Well, the conference is over. All that's left now is thousands of leftover flyers advertising literary journals and last night's off site literary/drinking events. And the occasional wine bottle stranded in a sitting area in front of an elevator. Most conference goers, if they haven't left yet, will be on their way this morning: driving or catching a plane.
Yesterday was a chilly, blowy, and even snowy day in Chicago. I got out of the basement for one session but spent many hours again in the bookfair. UCA's table did a brisk business, especially after we slashed the price of Toad Suck Review in half. Ken Waldman, Alaskan fiddler-poet and tireless self-promoter, came around with his fiddle and his backpack full of free Waldman CDs and poetry books. The day before I'd gotten his "Sonnets from the 43rd Presidency" (that's George W., folks) so yesterday I wanted to hear him fiddle. He claimed to be looking for a good place to set up, but he never really did. Davis Schneiderman was in the hall, dressed in his body covering white lyrca costume to advertise his blank book Blank, but I never saw him in costume only street dress. He kindly showed me a picture someone had taken of him in costume. In the afternoon, I walked a cold five blocks to the Palmer House to hear a session on long poems. While it was good, I guess, to grab some fresh air, the session was disappointing. The panelists were fine poets all, and a few of their favorite long poems were discussed, but there was not as much discussion of their own processes, and reasons for, creating long poems as I would have liked. And there was no talk of teaching the long poem in a writing workshop. (Maybe that would be asking too much.) Late day and late conference sessions do tend to disappoint as a rule. I think because all involved, both audience and panelists, are brain dead. So I can't really hold it against these folks. On the whole, from the program I saw and the reports I heard, this conference's sessions were better than average.

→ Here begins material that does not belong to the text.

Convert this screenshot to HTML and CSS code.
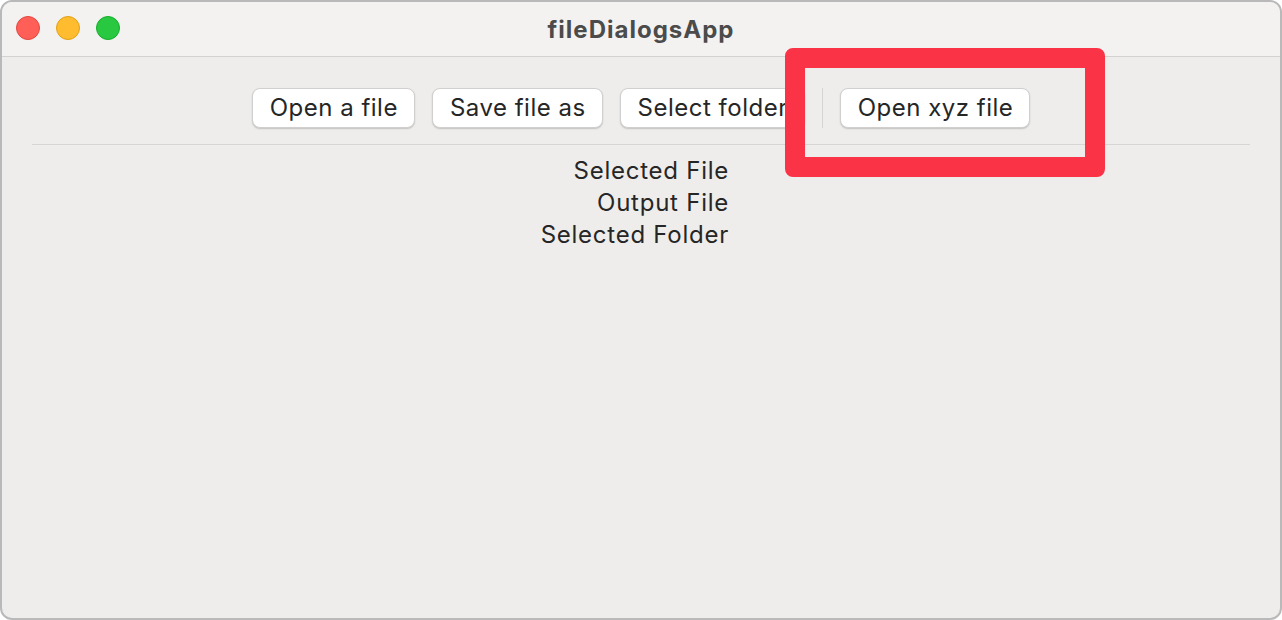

A few random notes from Day 3:
1) "Magazine on a postcard" the sign announced, and that's exactly what Hoot magazine is. Each edition is a single poem or short short printed on a postcard with background art or photography. Gorgeous stuff, actually. 2) An editor from a journal for sports poetry came around handing out spongy faux-baseballs with the URL of the magazine printed on it. Cute idea, but because of the odd shape I couldn't easily slip the ball in with the rest of my stuff and I ended up leaving it behind. Now I can't remember the journal's name. 3) In the last day many journals start looking for ways to dump their excess products. Some journals use lagniappes. Toad Suck Review gave away a free collector's item issue of Exquisite Corpse Annual for each purchase of TSR. Another journal found a more direct pitch. A small (airplane size) bottle of wine with each purchase! The question is: Did they just happen to have the wine around or did they actually buy it to use as a promo? 4) It wasn't even that far into the day when someone came on the overhead speakers and announced that no alcohol should be consumed in the bookfair. Now I wonder why that announcement came on yesterday but not Thursday or Friday? Because on Saturday, per tradition, AWP lets the general pubic into the bookfair? Because the tempation to celebrate is stronger on the last day? I can tell you that as I left the hall yesterday, the good and obviously tired folks from 32 poems magazine had quite a large bottle of red open in front of them. Cheers, guys. 5) Former UCA student and recent Roosevelt University MFA grad Heather Cox recommended Featherproof Books to me, specifically the short story collection The Universe in Miniature in Miniature by Patrick Sommerville. It is, she said, her favorite story collection ever. I trust Heather, so I bought it, fortunately at a discount.
My New Year's resolution this year (I almost never make them) was to write creatively every day, even if that only means 5 minutes of hurriedly scrawled poetry. Well, at this conference, hurriedly scrawled poetry is what I had to rely on. But I made it a project, which made it fun. In occasional pauses at the bookfair table I started scratching out short observational poems. Without my even trying to, these poems wanted to become, and thus did become haiku. (No, I did not bother--at least not yet--with counting syllables. I think that's asking a bit much.) So among all the other stuff I'm carting home, one item will be a couple pages of bookfair haiku. If nothing else, they kept my resolution intact!